As director of the Center for Interdisciplinary Geospatial Information Technologies at Delta State University, Talbot Brooks is a man in demand, logging thousands of miles annually, supporting the adoption and implementation of geospatial information technologies.
A recent trip to the Middle East, however, ranks as one of his most satisfying.
Brooks recently traveled to Kuwait at the request of the Kuwaiti Geographic Society and the government of Kuwait to keynote a conference. His keynote presentation was televised nationally on Kuwaiti public television.
“My visit to Kuwait was among the most enjoyable trips I’ve had thus far in my career,” said Brooks. “It’s easy to see an Arab in traditional dress and make the assumption that they are perhaps not the most sophisticated users of technology. That would be a grave mistake as we have much to learn about the many cutting edge ways they are already using it to grow their economy and improve the lifestyles of all citizens.”
One of the principal challenges faced by governments at all levels and locals is the prevention of duplication of effort and promoting coordination among departments and offices, said Brooks. This saves taxpayers’ money as it promotes a “buy it once, use it many times” philosophy.
“By way of example, a department of transportation, a department of interior and a department of environmental quality might all need aerial photography, Brooks said. “Rather than each purchasing this type of data independently for millions of dollars each, a coordinated effort would allow them to buy it once and split the cost three ways.”
The United States recognized this need early on and created the Federal Geographic Data Committee (FGDC) to coordinate such efforts at the federal level. These efforts are mirrored at the state level through the Mississippi Coordinating Council for Remote Sensing and GIS (MCCRSGIS). In each case, the lead executives from each governmental department meet on a regular basis to discuss geospatial needs and build collaborative efforts to meet mutual needs while saving taxpayer dollars.
Brooks serves as the chair of the Technical User’s Group for MCCRSGIS and is part of the advisory body for the FGDC. This experience, among many, has helped him gain a global reputation as an expert in spatial technologies and their implementation within government.
Brooks’ geospatial information career and his rise to director of DSU’s Center for Interdisciplinary Geospatial Information Technologies is an interesting story. Earning an undergraduate degree from the Rochester Institute of Technology, he conducted his graduate studies at Arizona State University. He began his career in 1986 as a firefighter Massachusetts and he has since held numerous paid and volunteer positions within the emergency response domain.
He was introduced to spatial technologies while researching the effects of global climate change on agronomic crops for the U.S. Water Conservation Research Laboratory in Phoenix, Arizona in 1993. He joined the faculty at Arizona State University’s Department of Geography in 2000 before coming to Mississippi in 2005. He is the current president of Geospatial Information Technology Association and provides volunteer geospatial information services for the Mississippi Emergency Management Agency. Service activities include the National Geospatial Advisory Committee, the Mississippi Coordinating Council for Remote Sensing and GIS (Technical User’s Group Chair) and the board of directors for the GIS Certification Institute.

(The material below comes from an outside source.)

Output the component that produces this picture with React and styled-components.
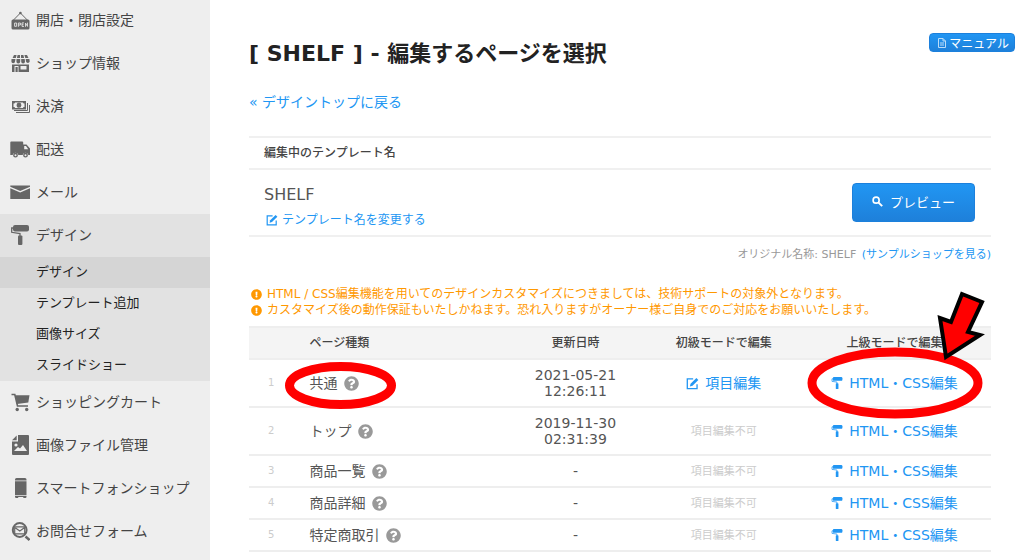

The mission of the Center for Interdisciplinary Geospatial Information Technologies is to provide geospatial services, accessible education and training and institutional knowledge for geospatial information technologies. The center provides degrees in geospatial technologies, for-credit courses and professional training.
Brooks plans to return to Kuwait in January and hopes to bring a few select students with him in an effort to start an exchange program and to attract Kuwaiti students to Delta State.
“The potential investment in research and development programs centered on the use of spatial technologies within the oil and gas industry would complement emerging needs here in Mississippi as new wells are drilled in the southwestern and northeastern parts of the state,” he added.